──────── Records provided ────────
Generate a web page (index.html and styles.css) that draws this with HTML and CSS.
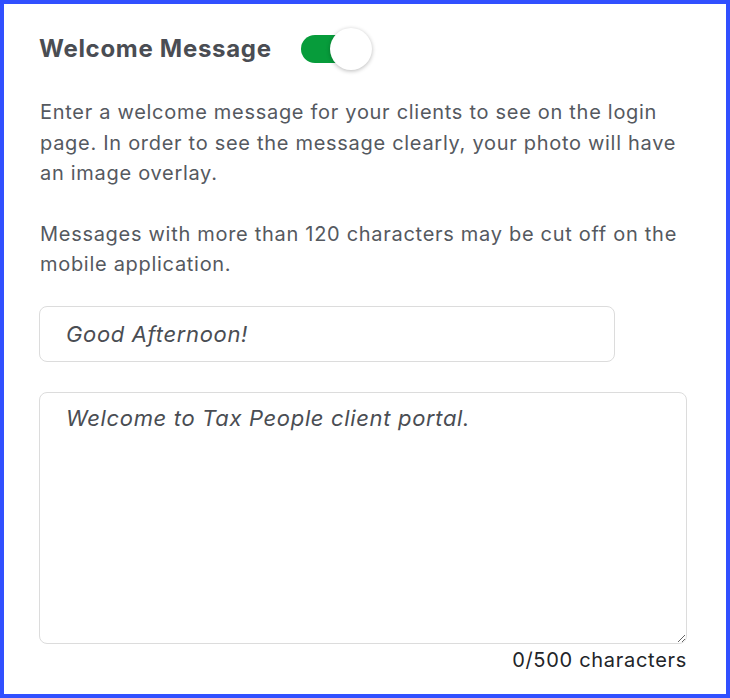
────────
──────── Records provided ────────
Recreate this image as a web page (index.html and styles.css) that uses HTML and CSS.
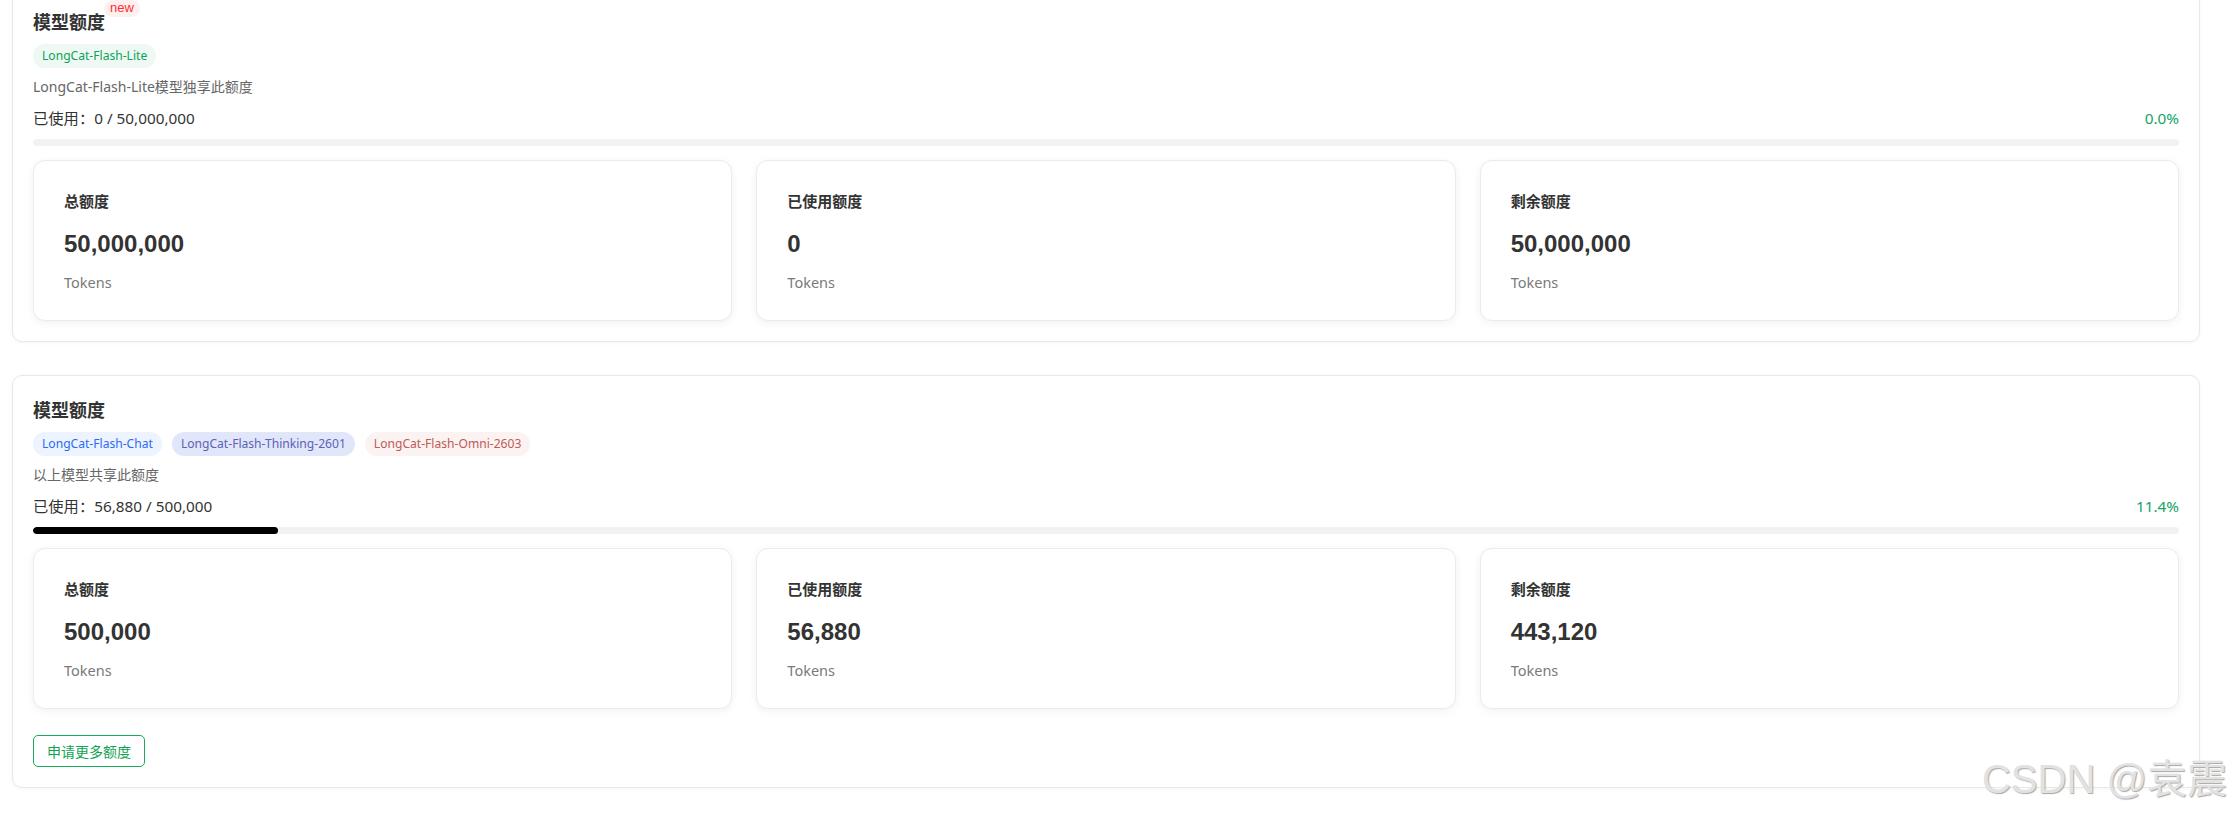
────────
──────── Records provided ────────
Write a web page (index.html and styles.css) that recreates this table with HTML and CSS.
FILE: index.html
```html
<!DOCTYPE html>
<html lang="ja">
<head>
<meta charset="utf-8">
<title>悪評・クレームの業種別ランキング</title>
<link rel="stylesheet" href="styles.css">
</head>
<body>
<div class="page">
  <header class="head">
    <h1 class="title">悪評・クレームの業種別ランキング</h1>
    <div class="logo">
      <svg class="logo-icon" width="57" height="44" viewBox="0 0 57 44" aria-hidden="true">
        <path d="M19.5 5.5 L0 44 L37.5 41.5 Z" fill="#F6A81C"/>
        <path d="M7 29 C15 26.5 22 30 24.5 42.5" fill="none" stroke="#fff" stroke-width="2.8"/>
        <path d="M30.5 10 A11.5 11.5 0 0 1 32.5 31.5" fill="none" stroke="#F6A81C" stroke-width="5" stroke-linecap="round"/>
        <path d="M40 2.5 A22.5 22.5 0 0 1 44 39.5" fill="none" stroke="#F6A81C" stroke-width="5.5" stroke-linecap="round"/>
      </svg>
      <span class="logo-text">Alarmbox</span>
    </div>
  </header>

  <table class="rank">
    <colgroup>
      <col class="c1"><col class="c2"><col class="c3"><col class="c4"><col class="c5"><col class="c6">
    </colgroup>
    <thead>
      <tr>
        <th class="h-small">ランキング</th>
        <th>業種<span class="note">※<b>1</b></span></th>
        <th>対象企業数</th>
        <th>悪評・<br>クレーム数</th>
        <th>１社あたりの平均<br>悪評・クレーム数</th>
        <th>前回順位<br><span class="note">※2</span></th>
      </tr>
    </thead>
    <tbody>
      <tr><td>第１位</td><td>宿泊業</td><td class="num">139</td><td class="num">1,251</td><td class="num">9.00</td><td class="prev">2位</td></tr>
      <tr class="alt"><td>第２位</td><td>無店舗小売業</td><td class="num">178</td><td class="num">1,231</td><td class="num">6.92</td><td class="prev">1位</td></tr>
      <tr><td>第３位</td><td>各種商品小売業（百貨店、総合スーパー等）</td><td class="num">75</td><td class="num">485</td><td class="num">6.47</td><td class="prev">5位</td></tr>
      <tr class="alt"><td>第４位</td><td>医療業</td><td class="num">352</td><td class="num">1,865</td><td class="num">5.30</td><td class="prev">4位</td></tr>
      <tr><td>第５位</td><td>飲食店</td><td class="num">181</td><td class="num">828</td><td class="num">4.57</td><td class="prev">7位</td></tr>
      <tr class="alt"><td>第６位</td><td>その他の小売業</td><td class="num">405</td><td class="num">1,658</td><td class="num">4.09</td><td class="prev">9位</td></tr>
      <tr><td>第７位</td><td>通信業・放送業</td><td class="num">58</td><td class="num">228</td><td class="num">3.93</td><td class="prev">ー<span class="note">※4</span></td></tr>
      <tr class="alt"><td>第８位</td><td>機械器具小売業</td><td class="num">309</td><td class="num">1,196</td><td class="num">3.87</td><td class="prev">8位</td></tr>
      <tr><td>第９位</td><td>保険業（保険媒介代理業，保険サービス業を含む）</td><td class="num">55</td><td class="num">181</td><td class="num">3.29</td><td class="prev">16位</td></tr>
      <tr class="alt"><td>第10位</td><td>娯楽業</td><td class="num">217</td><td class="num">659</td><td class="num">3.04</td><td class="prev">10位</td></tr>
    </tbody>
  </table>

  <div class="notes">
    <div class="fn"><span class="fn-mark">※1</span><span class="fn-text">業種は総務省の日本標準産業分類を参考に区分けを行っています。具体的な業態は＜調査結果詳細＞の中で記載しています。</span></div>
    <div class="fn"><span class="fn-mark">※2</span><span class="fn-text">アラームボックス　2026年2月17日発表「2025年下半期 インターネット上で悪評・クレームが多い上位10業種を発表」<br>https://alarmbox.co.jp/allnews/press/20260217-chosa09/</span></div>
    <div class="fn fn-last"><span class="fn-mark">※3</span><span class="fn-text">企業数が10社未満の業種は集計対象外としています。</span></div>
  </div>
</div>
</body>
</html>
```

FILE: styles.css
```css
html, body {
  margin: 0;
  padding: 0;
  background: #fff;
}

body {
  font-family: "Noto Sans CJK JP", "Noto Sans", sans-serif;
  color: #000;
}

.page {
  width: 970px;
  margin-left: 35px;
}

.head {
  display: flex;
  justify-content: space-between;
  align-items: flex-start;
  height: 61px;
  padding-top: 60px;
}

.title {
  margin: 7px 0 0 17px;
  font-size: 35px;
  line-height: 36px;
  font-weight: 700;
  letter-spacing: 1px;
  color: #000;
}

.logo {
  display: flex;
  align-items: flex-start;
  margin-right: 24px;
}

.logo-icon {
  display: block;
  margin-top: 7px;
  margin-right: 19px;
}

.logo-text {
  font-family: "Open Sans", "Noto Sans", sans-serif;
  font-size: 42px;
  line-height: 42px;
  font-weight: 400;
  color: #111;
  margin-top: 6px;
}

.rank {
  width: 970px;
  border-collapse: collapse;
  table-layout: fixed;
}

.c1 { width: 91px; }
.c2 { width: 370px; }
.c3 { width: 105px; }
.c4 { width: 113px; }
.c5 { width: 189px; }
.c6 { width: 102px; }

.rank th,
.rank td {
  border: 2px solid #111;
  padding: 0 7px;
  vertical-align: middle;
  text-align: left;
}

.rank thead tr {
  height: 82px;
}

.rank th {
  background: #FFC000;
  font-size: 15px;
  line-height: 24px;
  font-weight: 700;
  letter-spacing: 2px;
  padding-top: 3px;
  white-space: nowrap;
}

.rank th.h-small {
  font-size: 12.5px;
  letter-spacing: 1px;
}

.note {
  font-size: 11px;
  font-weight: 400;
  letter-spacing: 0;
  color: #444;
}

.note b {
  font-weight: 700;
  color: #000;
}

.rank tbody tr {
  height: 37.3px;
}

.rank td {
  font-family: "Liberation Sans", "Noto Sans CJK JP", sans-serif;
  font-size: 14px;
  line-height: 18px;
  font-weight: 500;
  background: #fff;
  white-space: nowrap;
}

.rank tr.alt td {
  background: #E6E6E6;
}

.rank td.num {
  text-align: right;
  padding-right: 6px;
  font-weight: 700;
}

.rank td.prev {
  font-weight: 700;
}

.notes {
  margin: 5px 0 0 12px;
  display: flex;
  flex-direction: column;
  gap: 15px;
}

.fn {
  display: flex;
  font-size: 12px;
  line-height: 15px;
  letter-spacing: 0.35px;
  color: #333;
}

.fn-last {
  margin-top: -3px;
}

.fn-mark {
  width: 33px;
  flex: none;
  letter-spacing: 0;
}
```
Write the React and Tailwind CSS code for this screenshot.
────────
- **Work to do**
Give the number of lines in the entries that include the string "table", and nothing more.

- **Task response**
4